Michael R. Anastasio
Laboratory Director and President, LANS
Corporate Headquarters: Los Alamos, New Mexico
Website: www.lanl.gov
Primary Business: National Security Science
Employees: 10,608
2011 CEO in Action
In assessing the health of diversity at Los Alamos National Laboratory, we have several statistics that might tell a very positive story – namely the strong representation of Hispanics in our workforce. However, as the new director at the Lab several years ago, I found unsatisfactory answers to many diversity-related questions that I posed. Most notably, I was concerned with the paucity of women and minorities in management positions.
As the Laboratory’s director, I understand the unique leadership position I hold to set diversity-related priorities and influence organizational behavior. I knew the progress in diversity required me to take visible, demonstrable actions and establish clear expectations for my senior managers. And I embraced this challenge with gusto. With the support of our Equal Opportunity Office, I established and agreed to chair the Lab’s executive diversity committee, which set clear goals and strategies and championed diversity initiatives to achieve measurable results.

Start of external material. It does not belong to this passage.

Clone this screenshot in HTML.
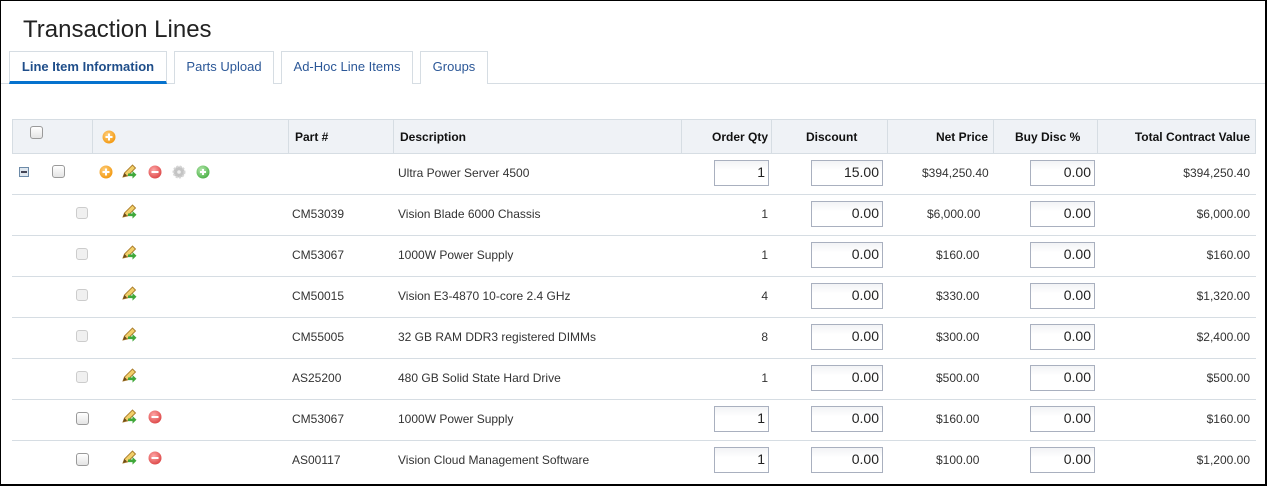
<!DOCTYPE html>
<html><head><meta charset="utf-8">
<style>
*{box-sizing:border-box;margin:0;padding:0}
body{width:1267px;height:486px;overflow:hidden;background:#fff;font-family:"Liberation Sans",Arial,sans-serif;color:#333;font-size:12px;position:relative}
.frame{position:absolute;left:0;top:0;width:1267px;height:486px;border:1px solid #000;border-right-width:2px;border-bottom-width:2px}
.a{position:absolute}
h1{position:absolute;left:23px;top:16px;font-size:24px;font-weight:normal;color:#222;letter-spacing:0}
.tab{position:absolute;top:51px;height:33px;border:1px solid #d6dde3;border-bottom:none;background:#fff;color:#2b5797;font-size:13px;line-height:30px;text-align:center}
.tab.act{font-weight:bold;border-bottom:3px solid #0572ce;height:33px;color:#1f4e8a}
.tabline{position:absolute;left:1px;top:83px;width:1264px;height:1px;background:#d6dde3}
.hdr{position:absolute;left:12px;top:119px;width:1244px;height:35px;background:#eff2f6;border:1px solid #d6dde3}
.hd{position:absolute;top:0;height:33px;border-left:1px solid #d6dde3}
.ht{position:absolute;top:10px;font-weight:bold;color:#111;font-size:12px}
.row{position:absolute;left:12px;width:1244px;height:41px;border-bottom:1px solid #d6dde3}
.t{position:absolute;top:12px;font-size:12px;color:#333;white-space:nowrap}
.r{text-align:right}
.in{position:absolute;top:6px;height:26px;border:1px solid #a9b0bf;background:linear-gradient(#f2f3f5,#fff 40%);font-size:14px;text-align:right;padding-right:3px;line-height:23px;color:#222}
.cb{position:absolute;width:13px;height:13px;border:1px solid #9a9a9a;border-radius:3px;background:linear-gradient(#fff,#e4e4e4)}
.cb.l{border-color:#ccc;background:#f0f0f0;width:12px;height:12px}
svg.ic{position:absolute;width:14px;height:14px}
svg.pn{width:16px;height:16px;margin-top:-2px}
</style></head><body>
<svg width="0" height="0" style="position:absolute">
<defs>
<radialGradient id="go" cx="40%" cy="35%" r="65%"><stop offset="0" stop-color="#ffd080"/><stop offset="1" stop-color="#f39a12"/></radialGradient>
<radialGradient id="gr" cx="40%" cy="35%" r="65%"><stop offset="0" stop-color="#ffa8a8"/><stop offset="1" stop-color="#de4b4b"/></radialGradient>
<radialGradient id="gg" cx="40%" cy="35%" r="65%"><stop offset="0" stop-color="#b8eab0"/><stop offset="1" stop-color="#4fb24a"/></radialGradient>
<symbol id="plus" viewBox="0 0 14 14"><circle cx="7" cy="7" r="6.5" fill="url(#go)"/><path d="M7 3.5v7M3.5 7h7" stroke="#fff" stroke-width="2"/></symbol>
<symbol id="minus" viewBox="0 0 14 14"><circle cx="7" cy="7" r="6.5" fill="url(#gr)"/><path d="M3.5 7h7" stroke="#fff" stroke-width="2"/></symbol>
<symbol id="gplus" viewBox="0 0 14 14"><circle cx="7" cy="7" r="6.5" fill="url(#gg)"/><path d="M7 4v6M4 7h6" stroke="#fff" stroke-width="2"/></symbol>
<symbol id="gear" viewBox="0 0 14 14"><circle cx="7" cy="7" r="5.5" fill="#c4c4c4" stroke="#d6d6d6" stroke-width="2" stroke-dasharray="2 1.3"/><circle cx="7" cy="7" r="1.8" fill="#eee"/></symbol>
<symbol id="pen" viewBox="0 0 16 16"><path d="M1 14l1.5-4 8-8 3 3-8 8z" fill="#f2cf6a" stroke="#a87a28" stroke-width=".9"/><path d="M1 14l1.5-4 2.5 2.5z" fill="#6b4a1a"/><path d="M6 10.5h4.5V8l4 3.8-4 3.8v-2.5H6z" fill="#3fa83a"/></symbol>
</defs></svg>

<h1>Transaction Lines</h1>
<div class="tabline"></div>
<div class="tab act" style="left:9px;width:158px">Line Item Information</div>
<div class="tab" style="left:174px;width:100px">Parts Upload</div>
<div class="tab" style="left:281px;width:132px">Ad-Hoc Line Items</div>
<div class="tab" style="left:420px;width:68px">Groups</div>

<div class="hdr">
 <div class="cb" style="left:17px;top:6px"></div>
 <div class="hd" style="left:79px"></div>
 <svg class="ic" style="left:89px;top:10px"><use href="#plus"/></svg>
 <div class="hd" style="left:275px"></div><div class="ht" style="left:282px">Part #</div>
 <div class="hd" style="left:380px"></div><div class="ht" style="left:387px">Description</div>
 <div class="hd" style="left:668px"></div><div class="ht r" style="right:487px">Order Qty</div>
 <div class="hd" style="left:758px"></div><div class="ht" style="left:793px">Discount</div>
 <div class="hd" style="left:874px"></div><div class="ht r" style="right:267px">Net Price</div>
 <div class="hd" style="left:980px"></div><div class="ht" style="left:1002px">Buy Disc %</div>
 <div class="hd" style="left:1084px"></div><div class="ht r" style="right:5px">Total Contract Value</div>
</div>

<!-- row 1 -->
<div class="row" style="top:154px">
 <div class="a" style="left:7px;top:13px;width:10px;height:10px;border:1px solid #6c8aa8;background:#dfe7ef"><div style="position:absolute;left:1px;top:3px;width:6px;height:2px;background:#445"></div></div>
 <div class="cb" style="left:40px;top:11px"></div>
 <svg class="ic" style="left:87px;top:11px"><use href="#plus"/></svg>
 <svg class="ic pn" style="left:110px;top:11px"><use href="#pen"/></svg>
 <svg class="ic" style="left:136px;top:11px"><use href="#minus"/></svg>
 <svg class="ic" style="left:160px;top:11px"><use href="#gear"/></svg>
 <svg class="ic" style="left:184px;top:11px"><use href="#gplus"/></svg>
 <div class="t" style="left:386px">Ultra Power Server 4500</div>
 <div class="in" style="left:702px;width:55px">1</div>
 <div class="in" style="left:799px;width:72px">15.00</div>
 <div class="t" style="left:910px">$394,250.40</div>
 <div class="in" style="left:1018px;width:65px">0.00</div>
 <div class="t r" style="right:6px">$394,250.40</div>
</div>

<div class="row" style="top:195px">
 <div class="cb l" style="left:64px;top:12px"></div>
 <svg class="ic pn" style="left:110px;top:10px"><use href="#pen"/></svg>
 <div class="t" style="left:280px">CM53039</div><div class="t" style="left:386px">Vision Blade 6000 Chassis</div>
 <div class="t r" style="right:488px">1</div>
 <div class="in" style="left:799px;width:72px">0.00</div>
 <div class="t" style="left:915px">$6,000.00</div>
 <div class="in" style="left:1018px;width:65px">0.00</div>
 <div class="t r" style="right:6px">$6,000.00</div>
</div>

<div class="row" style="top:236px">
 <div class="cb l" style="left:64px;top:12px"></div>
 <svg class="ic pn" style="left:110px;top:10px"><use href="#pen"/></svg>
 <div class="t" style="left:280px">CM53067</div><div class="t" style="left:386px">1000W Power Supply</div>
 <div class="t r" style="right:488px">1</div>
 <div class="in" style="left:799px;width:72px">0.00</div>
 <div class="t" style="left:924px">$160.00</div>
 <div class="in" style="left:1018px;width:65px">0.00</div>
 <div class="t r" style="right:6px">$160.00</div>
</div>

<div class="row" style="top:277px">
 <div class="cb l" style="left:64px;top:12px"></div>
 <svg class="ic pn" style="left:110px;top:10px"><use href="#pen"/></svg>
 <div class="t" style="left:280px">CM50015</div><div class="t" style="left:386px">Vision E3-4870 10-core 2.4 GHz</div>
 <div class="t r" style="right:488px">4</div>
 <div class="in" style="left:799px;width:72px">0.00</div>
 <div class="t" style="left:924px">$330.00</div>
 <div class="in" style="left:1018px;width:65px">0.00</div>
 <div class="t r" style="right:6px">$1,320.00</div>
</div>

<div class="row" style="top:318px">
 <div class="cb l" style="left:64px;top:12px"></div>
 <svg class="ic pn" style="left:110px;top:10px"><use href="#pen"/></svg>
 <div class="t" style="left:280px">CM55005</div><div class="t" style="left:386px">32 GB RAM DDR3 registered DIMMs</div>
 <div class="t r" style="right:488px">8</div>
 <div class="in" style="left:799px;width:72px">0.00</div>
 <div class="t" style="left:924px">$300.00</div>
 <div class="in" style="left:1018px;width:65px">0.00</div>
 <div class="t r" style="right:6px">$2,400.00</div>
</div>

<div class="row" style="top:359px">
 <div class="cb l" style="left:64px;top:12px"></div>
 <svg class="ic pn" style="left:110px;top:10px"><use href="#pen"/></svg>
 <div class="t" style="left:280px">AS25200</div><div class="t" style="left:386px">480 GB Solid State Hard Drive</div>
 <div class="t r" style="right:488px">1</div>
 <div class="in" style="left:799px;width:72px">0.00</div>
 <div class="t" style="left:924px">$500.00</div>
 <div class="in" style="left:1018px;width:65px">0.00</div>
 <div class="t r" style="right:6px">$500.00</div>
</div>

<div class="row" style="top:400px">
 <div class="cb" style="left:64px;top:12px"></div>
 <svg class="ic pn" style="left:110px;top:10px"><use href="#pen"/></svg>
 <svg class="ic" style="left:136px;top:10px"><use href="#minus"/></svg>
 <div class="t" style="left:280px">CM53067</div><div class="t" style="left:386px">1000W Power Supply</div>
 <div class="in" style="left:702px;width:55px">1</div>
 <div class="in" style="left:799px;width:72px">0.00</div>
 <div class="t" style="left:924px">$160.00</div>
 <div class="in" style="left:1018px;width:65px">0.00</div>
 <div class="t r" style="right:6px">$160.00</div>
</div>

<div class="row" style="top:441px;border-bottom:none">
 <div class="cb" style="left:64px;top:12px"></div>
 <svg class="ic pn" style="left:110px;top:10px"><use href="#pen"/></svg>
 <svg class="ic" style="left:136px;top:10px"><use href="#minus"/></svg>
 <div class="t" style="left:280px">AS00117</div><div class="t" style="left:386px">Vision Cloud Management Software</div>
 <div class="in" style="left:702px;width:55px">1</div>
 <div class="in" style="left:799px;width:72px">0.00</div>
 <div class="t" style="left:924px">$100.00</div>
 <div class="in" style="left:1018px;width:65px">0.00</div>
 <div class="t r" style="right:6px">$1,200.00</div>
</div>

<div class="frame"></div>
</body></html>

We shaped diversity initiatives using proactive and consistent processes to not only increase underrepresented populations, but also to drive better performance, products, and employee satisfaction. To set us on a path to greater diversity among management ranks, we introduced specific initiatives including the establishment of a new manager “on-ramp” to provide a fair and unbiased screening process to assess management potential; a protégé/ mentor program to provide a diverse and inclusive group of protégés with high-level contacts and the skills required for success; and a management hiring process review board to ensure hiring processes are not only fair and consistent but also utilized to maximize applicant pools in terms of both quality and diversity.
Outside of workforce initiatives, I am also responsive to the Laboratory’s position as one of the largest employers in Northern New Mexico. I support the bolstering of regional impacts through strong diversity supplier and economic development programs as well as community giving campaigns and educational outreach initiatives that support underprivileged populations, which in New Mexico too often include Hispanics and Native American Pueblo peoples.
Overall, I believe that sustaining a strong diversity and inclusion program is helping our Laboratory reach and exceed its goals by bringing together the best and brightest of ideas and perspectives to enhance creativity, problem-solving, and innovation—all of which are imperative to resolving the nation’s most critical security issues, and all of which are hallmarks of Los Alamos National Laboratory.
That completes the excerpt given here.